Restaurante Manairó // Barcelona


















Manairó
Diputació, 424. Barcelona.
T: 93.231.00.57.
Precio medio (sin vino): 50-60 €.
Menús: 40 (mediodía), 70 y 90 €.



Mira, mira, mira




“Estoy contento porque lo que se come aquí no se come en otro sitio. Será mejor o peor, gustará más o menos, pero Manairó es único”.
Escucho a Jordi Herrera: no lo dice desde la inmodestia, sino desde la singularidad.

Barcelona es una potencia gastro, aunque pusilánime en lo creativo. La retrococina manda: a más croqueta menos revolución.

¿Cuánta vanguardia alimenta la ciudad? Desde la discreción, Manairó ofrece valentía.

Jordi y Roger Viñas, qué buen cómplice, nunca han hecho mucho ruido. De las comidas y cenas que he tomado desde el 2003, esta es la mejor.
¿Por qué? Porque veo al chef menos atribulado y dispuesto a dejarse la piel, y los tendones y el colágeno. En junio acabó de asesorar Adagio Tapas. “Me he aceptado, he aceptado mi hiperactividad”.

Jordi está loco, en el sentido más lúdico y explosivo de la palabra. Hace años me enseñó un taladrín al que enganchaba una cazuela para una cocina centrifugada.
Aquel cacharro de bricoleur es hoy un aparato en pie, con pie. El último plato, que no es siquiera plato, lo tomamos en la cocina.

Es una carne a baja temperatura, calentado con un soplete en ese tiovivo. Tierna y con los jugos concentrados. Le sugiero que saque el centrifugador a la sala en un carrito para un bocado de despedida.

Será una comida de platos acabados y otros por acabar, aún en pruebas como la butifarra de huevo frito. El resumen es: poderío.

Escucho la charla de una pareja de comensales –superan los 50 años— arrebatados por experiencia, con ese entusiasmo que molesta a los nuevos inquisidores gastronómicos.

He llegado a mitad de la crónica sin contar la recepción. 
Manairó a oscuras.
Un camarero enciende una jaula –el pájaro es de metal-- y acompaña al cliente a la mesa. Bajo esa luz, la intimidad. Cada mesa está separada por la penumbra.

Crujiente de capipota al curry: desafío visual y físico.
El vermut de un mordisco: berberechos de lata, salsa de Martini nitrogenada y cerveza de tomillo (la cerveza sobra).
Más asedio a lo convencional con el lenguado a la meunière: el pescado abuñuelado, bolitas de tempura, mantequilla de limón.
Patatas Costa Brava: tubérculo envuelto en salsa brava (falta picante y color rojo).
Gambas ahumadas y trinxat de acelgas (con otro crustáceo bien frito).
Cocochas de calamar con pilpil de rodaballo: la casquería marina, a escena.
Callos de congrio con mongetes, ah, qué buena alianza, qué plato.
Y el arroz de rabo de vaca con habitas y navaja.
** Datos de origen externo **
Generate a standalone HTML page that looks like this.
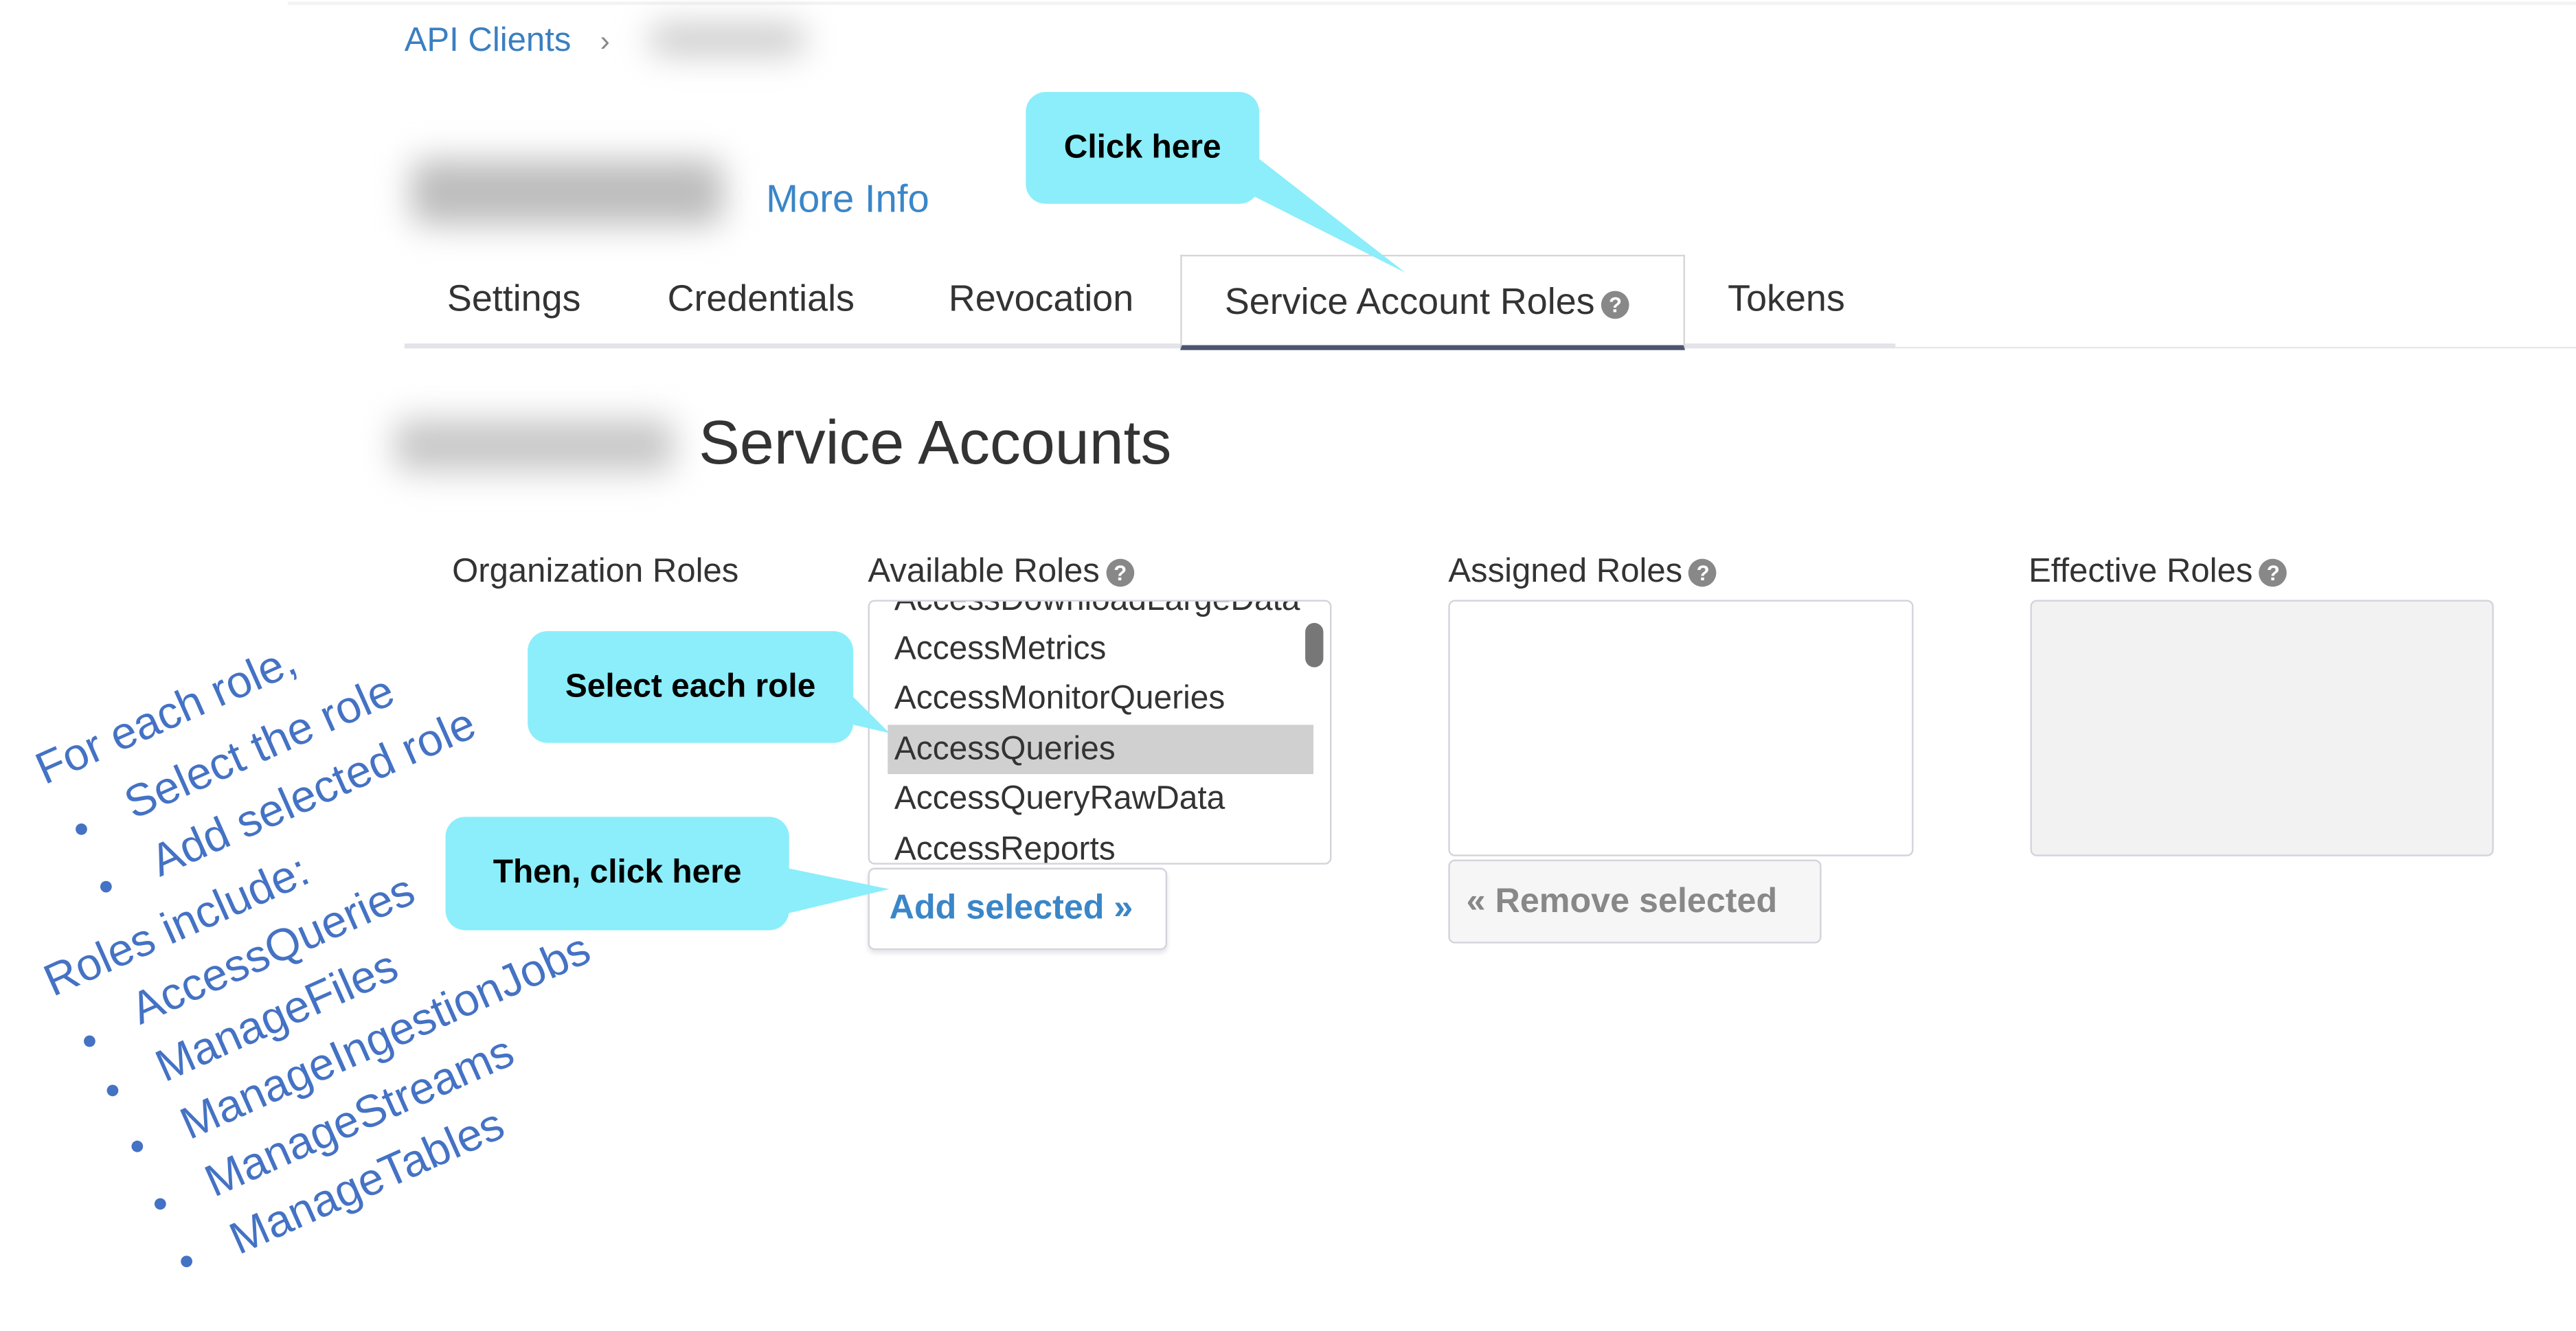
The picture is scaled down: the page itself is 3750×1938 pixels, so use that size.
<!DOCTYPE html>
<html><head><meta charset="utf-8">
<style>
html,body{margin:0;padding:0;background:#fff;width:3750px;height:1937px;overflow:hidden}
#s{position:absolute;left:0;top:0;width:1567px;height:810px;transform:scale(2.3931);transform-origin:0 0;font-family:"Liberation Sans",sans-serif;color:#333}
.a{position:absolute;white-space:nowrap}
.blur{position:absolute;background:#ccc;filter:blur(10px);border-radius:8px}
.q{display:inline-block;width:17px;height:17px;border-radius:50%;background:#888;color:#fff;font-size:13px;font-weight:bold;text-align:center;line-height:17px;vertical-align:1px;margin-left:4px}
.call{position:absolute;background:#8beefa;border-radius:12px;font-weight:bold;font-size:20px;color:#000;display:flex;align-items:center;justify-content:center}
.blue{position:absolute;white-space:nowrap;color:#4472c4;font-size:27.5px;transform:rotate(-24deg);transform-origin:0 100%}
.dot{position:absolute;width:7px;height:7px;border-radius:50%;background:#4472c4}
.it{position:absolute;left:15px;font-size:20px;color:#333}
</style></head><body><div id="s">
<div class="a" style="left:175px;top:1px;width:1392px;height:2px;background:#f3f3f3"></div>
<div class="a" style="left:246px;top:13px;font-size:20.5px;color:#3a7fc1">API Clients</div>
<div class="a" style="left:365px;top:15px;font-size:18px;color:#888">›</div>
<div class="blur" style="left:395px;top:15px;width:95px;height:18px;background:#c8c8c8"></div>
<div class="blur" style="left:250px;top:97px;width:190px;height:40px;background:#bdbdbd"></div>
<div class="a" style="left:466px;top:108px;font-size:23.5px;color:#3a86c8">More Info</div>
<div class="a" style="left:246px;top:209px;width:907px;height:3px;background:#e3e4ea"></div>
<div class="a" style="left:1153px;top:211px;width:414px;height:1px;background:#e8e8e8"></div>
<div class="a" style="left:272px;top:169px;font-size:22.5px">Settings</div>
<div class="a" style="left:406px;top:169px;font-size:22.5px">Credentials</div>
<div class="a" style="left:577px;top:169px;font-size:22.5px">Revocation</div>
<div class="a" style="left:718px;top:155px;width:305px;height:54px;border:1px solid #d6d6d6;border-bottom:3px solid #4a5570;background:#fff"></div>
<div class="a" style="left:745px;top:171px;font-size:22.5px">Service Account Roles<span class="q">?</span></div>
<div class="a" style="left:1051px;top:169px;font-size:22.5px">Tokens</div>
<div class="blur" style="left:240px;top:255px;width:170px;height:32px;background:#c8c8c8"></div>
<div class="a" style="left:425px;top:248px;font-size:37.5px;color:#333">Service Accounts</div>
<div class="a" style="left:275px;top:336px;font-size:20.5px">Organization Roles</div>
<div class="a" style="left:528px;top:336px;font-size:20.5px">Available Roles<span class="q">?</span></div>
<div class="a" style="left:881px;top:336px;font-size:20.5px">Assigned Roles<span class="q">?</span></div>
<div class="a" style="left:1234px;top:336px;font-size:20.5px">Effective Roles<span class="q">?</span></div>
<div class="a" style="left:528px;top:365px;width:280px;height:159px;border:1px solid #d3d3dc;border-radius:4px;overflow:hidden;background:#fff">
 <div class="a" style="left:11px;top:75px;width:259px;height:30px;background:#d0d0d0"></div>
 <div class="it" style="top:-12px">AccessDownloadLargeData</div>
 <div class="it" style="top:18px">AccessMetrics</div>
 <div class="it" style="top:48px">AccessMonitorQueries</div>
 <div class="it" style="top:79px">AccessQueries</div>
 <div class="it" style="top:109px">AccessQueryRawData</div>
 <div class="it" style="top:140px">AccessReports</div>
 <div class="a" style="left:265px;top:13px;width:11px;height:27px;border-radius:6px;background:#777"></div>
</div>
<div class="a" style="left:528px;top:528px;width:180px;height:48px;border:1px solid #d3d3dc;border-radius:4px;box-shadow:0 2px 3px #e5e5ea;font-size:21px;font-weight:bold;color:#3a86c8;line-height:48px;text-indent:12px">Add selected »</div>
<div class="a" style="left:881px;top:365px;width:281px;height:154px;border:1px solid #d3d3dc;border-radius:4px;background:#fff"></div>
<div class="a" style="left:881px;top:523px;width:225px;height:49px;border:1px solid #d3d3dc;border-radius:4px;background:#f6f6f6;font-size:21px;font-weight:bold;color:#888;line-height:49px;text-indent:10px">« Remove selected</div>
<div class="a" style="left:1235px;top:365px;width:280px;height:154px;border:1px solid #d3d3dc;border-radius:4px;background:#f2f2f2"></div>

<svg class="a" style="left:0;top:0" width="1567" height="810">
 <polygon points="760,92 760,118 855,166" fill="#8beefa"/>
 <polygon points="515,420 515,440 541,446" fill="#8beefa"/>
 <polygon points="478,528 478,556 541,541" fill="#8beefa"/>
</svg>
<div class="call" style="left:624px;top:56px;width:142px;height:68px">Click here</div>
<div class="call" style="left:321px;top:384px;width:198px;height:68px">Select each role</div>
<div class="call" style="left:271px;top:497px;width:209px;height:69px">Then, click here</div>

<div class="blue" style="left:30px;top:452px">For each role,</div>
<div class="blue" style="left:84px;top:473px">Select the role</div>
<div class="blue" style="left:100px;top:508px">Add selected role</div>
<div class="blue" style="left:35px;top:581px">Roles include:</div>
<div class="blue" style="left:88px;top:598px">AccessQueries</div>
<div class="blue" style="left:103px;top:633px">ManageFiles</div>
<div class="blue" style="left:118px;top:668px">ManageIngestionJobs</div>
<div class="blue" style="left:133px;top:703px">ManageStreams</div>
<div class="blue" style="left:148px;top:738px">ManageTables</div>
<div class="dot" style="left:46px;top:501px"></div>
<div class="dot" style="left:61px;top:536px"></div>
<div class="dot" style="left:51px;top:630px"></div>
<div class="dot" style="left:65px;top:660px"></div>
<div class="dot" style="left:80px;top:694px"></div>
<div class="dot" style="left:94px;top:729px"></div>
<div class="dot" style="left:110px;top:764px"></div>
</div></body></html>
Me rindo.
“Voy a probar con ostra porque tiene más agua”. Pues a por ostras, Jordi.

“Mira, mira, mira”. El horno que ha comprado “en Montserrat para el cabrito”.
Lo tecnorrústico: el Fakircook, la enculadora.
“Mira, mira, mira”. Miro, Jordi, miro y quiero que todo te vaya bien, muy bien.








Atención: a la oscuridad de la sala y a las jaulas luminosas.
Recomendable para: los que quieran conocer vanguardia casera.
Que huyan: los de “bueno, esperaba más”.